Verifica-se do processo que a Assembleia da República já de há bastante tempo tem vindo a desenvolver diligências no sentido de procurar obter habitações para os funcionários em causa, de forma que os mesmos desocupem as suas instalações no Palácio de São Bento.

Neste sentido pode citar-se o ofício, digo, nota do Sr. Director-Geral dos Serviços Parlamentares de 25 de Janeiro de 1982, o ofício deste mesmo Ex.™0 Funcionário de 23 de Julho de 1982, o ofício do Ex."00 Se-cretário-Geral desta Assembleia de 18 de Março de 1983, e o ofício da Ex.ma Secretária-Geral de 21 de Novembro de 1983.

Também o Conselho Administrativo, como já se referenciou, deu a indicação em 29 de Março do corrente ano de que se poderiam encetar conversações com os funcionários em causa a fim de lhes ser atribuída indemnização pela desocupação. E finalmente o despacho presidencial de 23 de Maio de 1984.

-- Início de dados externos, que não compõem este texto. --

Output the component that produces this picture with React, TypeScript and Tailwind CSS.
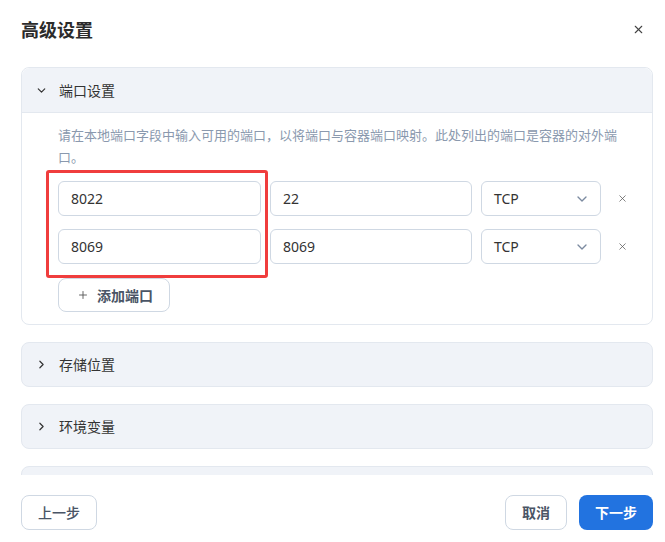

Tudo isto criou nos funcionários uma legítima expectativa de que a indemnização lhes irá ser atribuída.

Ora, sendo assim, estaríamos perante uma declaração unilateral por parte dos competentes órgãos da Assembleia no sentido de atribuir indemnização pela desocupação das casas em questão, e só essa promessa levaria à preclusão da demonstração da existência do direito à indemnização, por aplicação do princípio contido no artigo 458.° do Código Civil.

5 — Nestes termos, tira-se a seguinte conclusão:

Considerando que as instruções da Repartição do Património da Direcçáo-Geral da Fazenda Pública, publicadas no Diário do Governo, n.° 305, de 31 de Dezembro de 1956, não excluem o pagamento de indemnização aos funcionários despejados de casas do Estado; considerando que os contratos com estes celebrados remetem supletivamente para o regime geral de arrendamento previsto no Código Civil, e considerando, outrossim, o disposto nos artigos 458.°, 437.°, n.° 1, e 1096.° e seguintes deste mesmo Código, é legal a atribuição aos funcionários Jacinto Gonçalves Machado, Raul Santos e Alípio Dantas Oliveira de uma indemnização pela desocupação das casas que habitam no Palácio de São Bento.

E é este o meu parecer, que tenho a honra de levar ao alto critério de V. Ex.a

Lisboa, 28 de Maio de 1984. — O Auditor Jurídico, Costa Pereira.